*What is required*: Repeat the material below exactly, with no pictures.

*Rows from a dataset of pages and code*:
★ ★ ★ ★ ★

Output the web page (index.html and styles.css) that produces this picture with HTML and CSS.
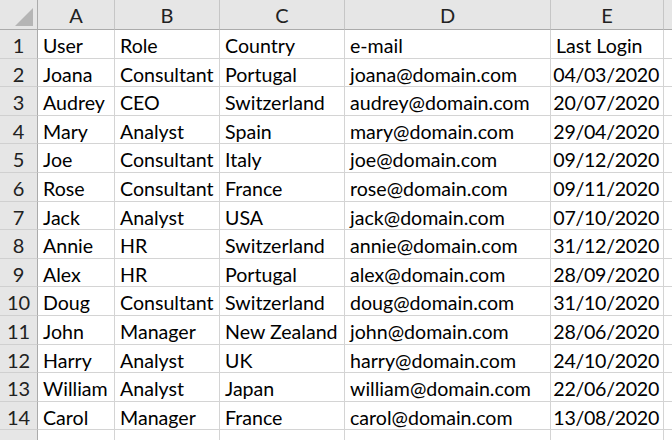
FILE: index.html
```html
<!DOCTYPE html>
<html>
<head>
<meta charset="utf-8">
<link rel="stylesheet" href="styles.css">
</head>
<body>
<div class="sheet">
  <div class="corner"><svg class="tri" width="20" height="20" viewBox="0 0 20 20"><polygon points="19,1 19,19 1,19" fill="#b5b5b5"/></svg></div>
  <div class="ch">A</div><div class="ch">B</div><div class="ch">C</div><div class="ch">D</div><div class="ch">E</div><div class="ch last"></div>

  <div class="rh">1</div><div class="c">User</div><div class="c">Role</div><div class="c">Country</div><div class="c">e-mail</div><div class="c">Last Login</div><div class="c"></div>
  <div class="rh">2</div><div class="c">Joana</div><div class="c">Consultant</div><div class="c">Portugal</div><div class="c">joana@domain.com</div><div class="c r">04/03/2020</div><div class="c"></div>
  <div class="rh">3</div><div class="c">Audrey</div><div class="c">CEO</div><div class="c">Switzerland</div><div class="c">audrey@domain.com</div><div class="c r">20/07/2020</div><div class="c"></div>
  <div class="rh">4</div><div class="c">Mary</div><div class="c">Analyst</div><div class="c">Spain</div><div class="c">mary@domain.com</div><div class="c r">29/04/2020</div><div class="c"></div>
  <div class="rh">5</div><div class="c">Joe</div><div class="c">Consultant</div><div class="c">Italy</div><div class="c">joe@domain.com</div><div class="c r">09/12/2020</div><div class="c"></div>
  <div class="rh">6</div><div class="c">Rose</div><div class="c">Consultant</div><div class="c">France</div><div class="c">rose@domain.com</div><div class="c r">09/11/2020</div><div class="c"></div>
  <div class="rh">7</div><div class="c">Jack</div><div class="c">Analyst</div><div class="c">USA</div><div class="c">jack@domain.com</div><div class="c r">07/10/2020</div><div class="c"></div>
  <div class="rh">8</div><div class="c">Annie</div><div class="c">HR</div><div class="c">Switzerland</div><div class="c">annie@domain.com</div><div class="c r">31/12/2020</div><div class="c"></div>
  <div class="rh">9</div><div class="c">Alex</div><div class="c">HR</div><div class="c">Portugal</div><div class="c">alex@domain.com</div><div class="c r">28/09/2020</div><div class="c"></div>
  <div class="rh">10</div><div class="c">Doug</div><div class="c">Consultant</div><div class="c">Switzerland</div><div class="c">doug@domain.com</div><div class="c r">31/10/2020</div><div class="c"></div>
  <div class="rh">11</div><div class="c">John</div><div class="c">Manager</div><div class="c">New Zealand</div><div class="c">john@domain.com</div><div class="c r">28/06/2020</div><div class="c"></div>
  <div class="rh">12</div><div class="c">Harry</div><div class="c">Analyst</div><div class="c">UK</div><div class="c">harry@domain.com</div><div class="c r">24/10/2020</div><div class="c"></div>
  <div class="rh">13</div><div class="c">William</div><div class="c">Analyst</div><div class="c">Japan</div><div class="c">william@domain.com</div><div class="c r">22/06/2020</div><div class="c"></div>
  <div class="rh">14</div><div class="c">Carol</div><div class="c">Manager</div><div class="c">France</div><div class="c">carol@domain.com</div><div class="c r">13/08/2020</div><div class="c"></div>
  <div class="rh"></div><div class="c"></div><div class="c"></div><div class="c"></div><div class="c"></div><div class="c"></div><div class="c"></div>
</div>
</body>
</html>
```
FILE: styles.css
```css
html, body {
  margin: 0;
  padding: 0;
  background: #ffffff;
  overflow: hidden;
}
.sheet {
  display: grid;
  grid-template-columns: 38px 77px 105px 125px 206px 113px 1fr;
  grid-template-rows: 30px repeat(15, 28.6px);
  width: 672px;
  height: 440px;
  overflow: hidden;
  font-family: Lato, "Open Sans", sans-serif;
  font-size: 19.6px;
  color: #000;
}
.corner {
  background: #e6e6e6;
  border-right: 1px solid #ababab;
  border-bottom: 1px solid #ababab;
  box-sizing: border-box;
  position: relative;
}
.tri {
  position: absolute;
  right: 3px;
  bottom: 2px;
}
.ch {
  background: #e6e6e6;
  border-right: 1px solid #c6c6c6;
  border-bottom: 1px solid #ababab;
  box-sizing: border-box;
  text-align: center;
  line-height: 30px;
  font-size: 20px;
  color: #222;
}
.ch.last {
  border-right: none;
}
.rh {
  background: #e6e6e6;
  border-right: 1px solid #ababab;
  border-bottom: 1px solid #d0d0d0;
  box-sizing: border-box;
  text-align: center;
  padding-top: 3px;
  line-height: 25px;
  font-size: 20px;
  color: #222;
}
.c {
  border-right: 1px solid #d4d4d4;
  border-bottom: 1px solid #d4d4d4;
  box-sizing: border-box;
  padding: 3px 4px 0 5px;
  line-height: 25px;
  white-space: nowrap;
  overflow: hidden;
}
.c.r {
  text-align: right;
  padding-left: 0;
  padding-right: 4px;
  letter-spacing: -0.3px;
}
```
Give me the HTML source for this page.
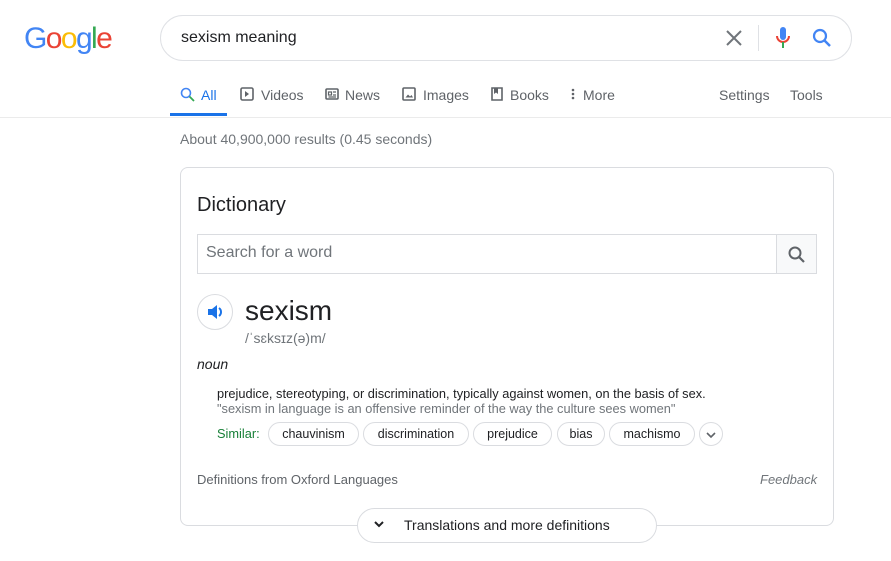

★ ★ ★ ★ ★

*Completed exercise*:
Output the web page (index.html and styles.css) that produces this picture with HTML and CSS.
FILE: index.html
```html
<!DOCTYPE html>
<html>
<head>
<meta charset="utf-8">
<link rel="stylesheet" href="styles.css">
</head>
<body>
<div class="sheet">
  <div class="corner"><svg class="tri" width="20" height="20" viewBox="0 0 20 20"><polygon points="19,1 19,19 1,19" fill="#b5b5b5"/></svg></div>
  <div class="ch">A</div><div class="ch">B</div><div class="ch">C</div><div class="ch">D</div><div class="ch">E</div><div class="ch last"></div>

  <div class="rh">1</div><div class="c">User</div><div class="c">Role</div><div class="c">Country</div><div class="c">e-mail</div><div class="c">Last Login</div><div class="c"></div>
  <div class="rh">2</div><div class="c">Joana</div><div class="c">Consultant</div><div class="c">Portugal</div><div class="c">joana@domain.com</div><div class="c r">04/03/2020</div><div class="c"></div>
  <div class="rh">3</div><div class="c">Audrey</div><div class="c">CEO</div><div class="c">Switzerland</div><div class="c">audrey@domain.com</div><div class="c r">20/07/2020</div><div class="c"></div>
  <div class="rh">4</div><div class="c">Mary</div><div class="c">Analyst</div><div class="c">Spain</div><div class="c">mary@domain.com</div><div class="c r">29/04/2020</div><div class="c"></div>
  <div class="rh">5</div><div class="c">Joe</div><div class="c">Consultant</div><div class="c">Italy</div><div class="c">joe@domain.com</div><div class="c r">09/12/2020</div><div class="c"></div>
  <div class="rh">6</div><div class="c">Rose</div><div class="c">Consultant</div><div class="c">France</div><div class="c">rose@domain.com</div><div class="c r">09/11/2020</div><div class="c"></div>
  <div class="rh">7</div><div class="c">Jack</div><div class="c">Analyst</div><div class="c">USA</div><div class="c">jack@domain.com</div><div class="c r">07/10/2020</div><div class="c"></div>
  <div class="rh">8</div><div class="c">Annie</div><div class="c">HR</div><div class="c">Switzerland</div><div class="c">annie@domain.com</div><div class="c r">31/12/2020</div><div class="c"></div>
  <div class="rh">9</div><div class="c">Alex</div><div class="c">HR</div><div class="c">Portugal</div><div class="c">alex@domain.com</div><div class="c r">28/09/2020</div><div class="c"></div>
  <div class="rh">10</div><div class="c">Doug</div><div class="c">Consultant</div><div class="c">Switzerland</div><div class="c">doug@domain.com</div><div class="c r">31/10/2020</div><div class="c"></div>
  <div class="rh">11</div><div class="c">John</div><div class="c">Manager</div><div class="c">New Zealand</div><div class="c">john@domain.com</div><div class="c r">28/06/2020</div><div class="c"></div>
  <div class="rh">12</div><div class="c">Harry</div><div class="c">Analyst</div><div class="c">UK</div><div class="c">harry@domain.com</div><div class="c r">24/10/2020</div><div class="c"></div>
  <div class="rh">13</div><div class="c">William</div><div class="c">Analyst</div><div class="c">Japan</div><div class="c">william@domain.com</div><div class="c r">22/06/2020</div><div class="c"></div>
  <div class="rh">14</div><div class="c">Carol</div><div class="c">Manager</div><div class="c">France</div><div class="c">carol@domain.com</div><div class="c r">13/08/2020</div><div class="c"></div>
  <div class="rh"></div><div class="c"></div><div class="c"></div><div class="c"></div><div class="c"></div><div class="c"></div><div class="c"></div>
</div>
</body>
</html>
```
FILE: styles.css
```css
html, body {
  margin: 0;
  padding: 0;
  background: #ffffff;
  overflow: hidden;
}
.sheet {
  display: grid;
  grid-template-columns: 38px 77px 105px 125px 206px 113px 1fr;
  grid-template-rows: 30px repeat(15, 28.6px);
  width: 672px;
  height: 440px;
  overflow: hidden;
  font-family: Lato, "Open Sans", sans-serif;
  font-size: 19.6px;
  color: #000;
}
.corner {
  background: #e6e6e6;
  border-right: 1px solid #ababab;
  border-bottom: 1px solid #ababab;
  box-sizing: border-box;
  position: relative;
}
.tri {
  position: absolute;
  right: 3px;
  bottom: 2px;
}
.ch {
  background: #e6e6e6;
  border-right: 1px solid #c6c6c6;
  border-bottom: 1px solid #ababab;
  box-sizing: border-box;
  text-align: center;
  line-height: 30px;
  font-size: 20px;
  color: #222;
}
.ch.last {
  border-right: none;
}
.rh {
  background: #e6e6e6;
  border-right: 1px solid #ababab;
  border-bottom: 1px solid #d0d0d0;
  box-sizing: border-box;
  text-align: center;
  padding-top: 3px;
  line-height: 25px;
  font-size: 20px;
  color: #222;
}
.c {
  border-right: 1px solid #d4d4d4;
  border-bottom: 1px solid #d4d4d4;
  box-sizing: border-box;
  padding: 3px 4px 0 5px;
  line-height: 25px;
  white-space: nowrap;
  overflow: hidden;
}
.c.r {
  text-align: right;
  padding-left: 0;
  padding-right: 4px;
  letter-spacing: -0.3px;
}
```
Give me the HTML source for this page.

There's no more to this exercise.